UMP MP Laurent Wauquiez : “The State should buy shares and prepare a real industrial policy”.

UMP President Jean-François Copé : “This measure, in line with Montebourg’s philosophy of interventionism and negation of the economic reality is obviously going to scare away foreign investors”. Fistbump, you actually said something smart for a change.

UMP MP Lionnel Luca : “The social-liberal left is the valet of capitalism. Abandoning Alstom and selling it to foreigners is the death letter of a credible alternative”

See what I mean when I say the UMP can’t get its act together?

FG President Jean-Luc Mélenchon : “We need to nationalize Alstom. What we need to defend our industries is solidary protectionism”

DLR President Nicolas Dupont-Aignan : “It’s incredible, our leaders are hesitating between two evils, General Electric and Siemens, when they should be doing whatever it takes to preserve our independence and immediately buy shares to block this industrial hold-up. We need smart protectionnism”

FN President Marine Le Pen : “The CDC should buy 30% of the shares. We need a response adapted to the economic stakes and the savage global competition attached to the ultraliberal policies decided by the European Union and implemented by the Socialist Party and the UMP “. I should mention one of her favorite buzzwords is “common-sense protectionism”

UDI President Yves Jégo : “Président Hollande should act quickly to build a European giant around Alstom.”

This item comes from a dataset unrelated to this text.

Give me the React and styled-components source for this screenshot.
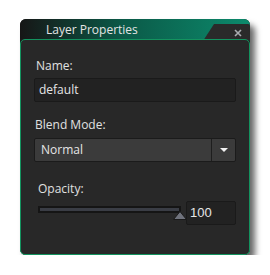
import React from "react";
import styled, { createGlobalStyle } from "styled-components";

const Global = createGlobalStyle`
  body {
    margin: 0;
    background: #ffffff;
    font-family: "Open Sans", "Noto Sans", sans-serif;
  }
`;

const Page = styled.div`
  padding: 19px 0 0 20px;
`;

const Window = styled.div`
  width: 230px;
  height: 236px;
  display: flex;
  flex-direction: column;
  border-radius: 6px;
  background: #1c1c1c;
  box-shadow: 5px 6px 6px rgba(0, 0, 0, 0.6);
`;

const TitleBar = styled.div`
  position: relative;
  height: 20px;
  flex: none;
  border-radius: 6px 6px 0 0;
  background: linear-gradient(90deg, #161616 0%, #0b5a48 45%, #0c8a6c 100%);
  display: flex;
  align-items: center;
`;

const Title = styled.span`
  padding-left: 26px;
  font-size: 12px;
  color: #e4e4e4;
`;

const CloseTab = styled.div`
  position: absolute;
  right: 0;
  top: 5px;
  bottom: -2px;
  width: 47px;
  background: #2a2a2a;
  border-top-right-radius: 2px;
  clip-path: polygon(11px 0, 100% 0, 100% 100%, 0 100%);
  display: flex;
  align-items: center;
  justify-content: flex-end;
  padding-right: 8px;
  box-sizing: border-box;
`;

const Panel = styled.div`
  position: relative;
  z-index: 1;
  flex: 1;
  background: #282828;
  border: 1px solid #13935f;
  border-radius: 5px;
  padding: 18px 13px 0 13px;
  display: flex;
  flex-direction: column;
`;

const Label = styled.div`
  font-size: 12px;
  line-height: 16px;
  color: #e0e0e0;
  padding-left: ${(p) => p.$indent || 2}px;
  margin-top: ${(p) => p.$top || 0}px;
  margin-bottom: ${(p) => p.$bottom || 4}px;
`;

const TextInput = styled.div`
  height: 24px;
  box-sizing: border-box;
  background: #222222;
  border: 1px solid #1a1a1a;
  border-radius: 2px;
  font-size: 12px;
  line-height: 22px;
  color: #e6e6e6;
  padding-left: 4px;
`;

const Select = styled.div`
  height: 24px;
  box-sizing: border-box;
  display: flex;
  background: #3b3b3b;
  border: 1px solid #1b1b1b;
  border-radius: 2px;
`;

const SelectValue = styled.div`
  flex: 1;
  font-size: 12px;
  line-height: 22px;
  color: #e6e6e6;
  padding-left: 6px;
`;

const SelectArrow = styled.div`
  width: 23px;
  border-left: 1px solid #1e1e1e;
  display: flex;
  align-items: center;
  justify-content: center;
`;

const SliderRow = styled.div`
  display: flex;
  align-items: center;
  gap: 4px;
`;

const Slider = styled.div`
  position: relative;
  flex: 1;
  margin-left: 4px;
  height: 24px;
`;

const Track = styled.div`
  position: absolute;
  left: 0;
  right: 1px;
  top: 5px;
  height: 7px;
  box-sizing: border-box;
  background: #3a3d45;
  border: 2px solid #151515;
`;

const Thumb = styled.svg`
  position: absolute;
  right: -5px;
  top: 10px;
`;

const NumberBox = styled.div`
  width: 50px;
  height: 24px;
  box-sizing: border-box;
  background: #222222;
  border: 1px solid #1a1a1a;
  border-radius: 2px;
  font-family: "Liberation Sans", Arial, sans-serif;
  font-size: 13px;
  line-height: 22px;
  color: #e6e6e6;
  padding-left: 3px;
`;

export default function App() {
  return (
    <Page>
      <Global />
      <Window>
        <TitleBar>
          <Title>Layer Properties</Title>
          <CloseTab>
            <svg width="8" height="8" viewBox="0 0 8 8">
              <path d="M1 1L7 7M7 1L1 7" stroke="#a9acb0" strokeWidth="1.6" />
            </svg>
          </CloseTab>
        </TitleBar>
        <Panel>
          <Label>Name:</Label>
          <TextInput>default</TextInput>
          <Label $top={15} $bottom={5} $indent={1}>Blend Mode:</Label>
          <Select>
            <SelectValue>Normal</SelectValue>
            <SelectArrow>
              <svg width="8" height="4" viewBox="0 0 8 4">
                <path d="M0 0H8L4 4Z" fill="#f2f2f2" />
              </svg>
            </SelectArrow>
          </Select>
          <Label $top={19} $bottom={4} $indent={4}>Opacity:</Label>
          <SliderRow>
            <Slider>
              <Track />
              <Thumb width="14" height="9" viewBox="0 0 14 9">
                <path d="M7 0.5L13.5 8.5H0.5Z" fill="#6f727c" stroke="#1a1a1a" strokeWidth="1" />
              </Thumb>
            </Slider>
            <NumberBox>100</NumberBox>
          </SliderRow>
        </Panel>
      </Window>
    </Page>
  );
}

PLD President Aurélien Véron : “We refuse this Venezuelan turn. This violation of private property will amplify the bad signal sent by the past attacks of Arnaud Montebourg against foreign investors. He scares them away from our country and our job market, which continue to decay. Manuel Valls has to stop Montebourg’s killing game. ”

According to a poll, 70% of my compatriots approve Montebourg’s Alstom law and 55% would like to temporarily nationalize Alstom. Bolshevik country.

There you have it. In the so-called ultraliberal country, there’s an across-the-board agreement that you need heavy government intervention, and that trumping the property rights of the owners of a private company is a good and right thing to do, yet the usual suspects will keep on asking for more of the same and calling their slightly less interventionist peers ultraliberals. The UMP is split on the subject, but sadly the arguments against intervention are only utilitarian. The PLD has a good stand on this, but as I told you, its voice is completely diluted, given the UDI President is advocating for EU intervention(that’s UDI in a nutshell, they don’t call for government interventions but for EU interventions in the economy).

It’s amazing how the political class can think completely backwards. They try to stop our companies from being bought out, but never question why they’re vulnerable in the first place. It should be obvious the problem here is, our companies are weakened by the heavy and ever-changing fiscal policy and regulations, a completely blocked job market and some stupid things like pension funds being outlawed. In the same way, they try to explain away or hand-wave the fall in foreign investment when it’s clear the first thing to do to increase attractiveness is to kick out the mad dog who keeps on trampling on property rights. French politicians keep on trying to defeat the inevitable consequences of the policies they so cherish.

The only real “economic patriotism” is getting the government off our backs, so we can do what we want with our money. Including investing in our fleurons nationaux.